At last she lubricated the plug, put the tip to his anus, and ran her free hand caressingly down his back to the base of his spine. “Now push against me.” He did. The plug slid smoothly into him and seated itself naturally.
She turned him over with a gentle tug. His eyes were as wide as a startled deer’s. His chest trembled visibly. He’d developed a respectably large, very hard erection. She teased it with her fingertips, and he gasped and surged again.
“Happy birthday,” she whispered.
“It’s not my birthday.”
“Oh yes it is,” she said, and impaled herself upon him.
“Why did you want the light on?” he said.
She grinned. “I didn’t want you hiding from me any more.”
“May I turn it off now?”
“Okay.”
He slid out of bed, hit the wall switch, and was immediately back under the covers, his arms around her. Bjorn emitted a single thunderous snore, then fell silent.
“Happy?” she said.
He squeezed her in the darkness. “Very. But I don’t understand why—”
“Because I had to learn.”
“Hm?”
“I waited this long,” she said slowly, “because I had to learn to love you.”
“Oh. But—”
“What I don’t understand,” she said, “is how you’ve loved me and the kids all this time, right from the day we met, with no warm-up at all.”
His chest rose and fell against her.
“I knew how it was supposed to be done,” he said. “So I just did it. The three of you are lovable. That made it easy. After a while, I didn’t even have to think about it.”
Learning by doing. On-the-job training.
“Suppose we hadn’t been lovable?”
His shoulders lifted in a shrug. “Why think about it? So tell me, Miss Harland, are you satisfied with the results of your ad?”
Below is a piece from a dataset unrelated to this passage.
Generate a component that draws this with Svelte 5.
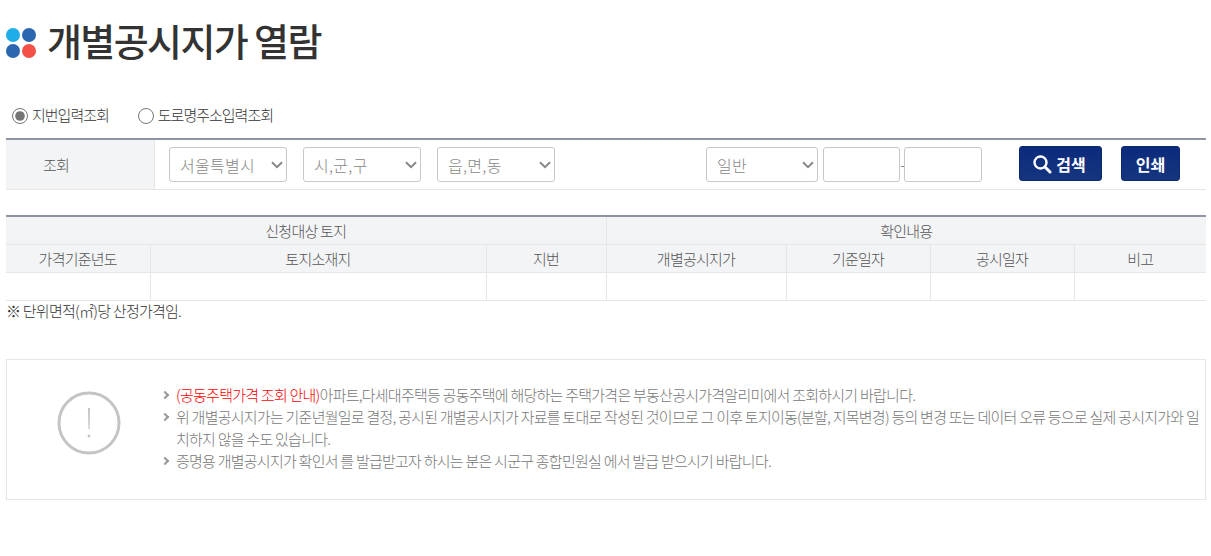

Her arms tightened around him. “I don’t think,” she murmured against his cheek, “there’s a luckier woman in the whole world. I can’t imagine how the rest of them let you get away.”
She felt his mouth curve into a grin. “Money well spent, then?”
“Very. How many places can you buy a first-rate husband for thirty bucks?”
Something blossomed in the warmth between them. Something new, and surprising, and yet inevitable. He pressed her close.
“I love you, Melissa,” he whispered. “My wife.”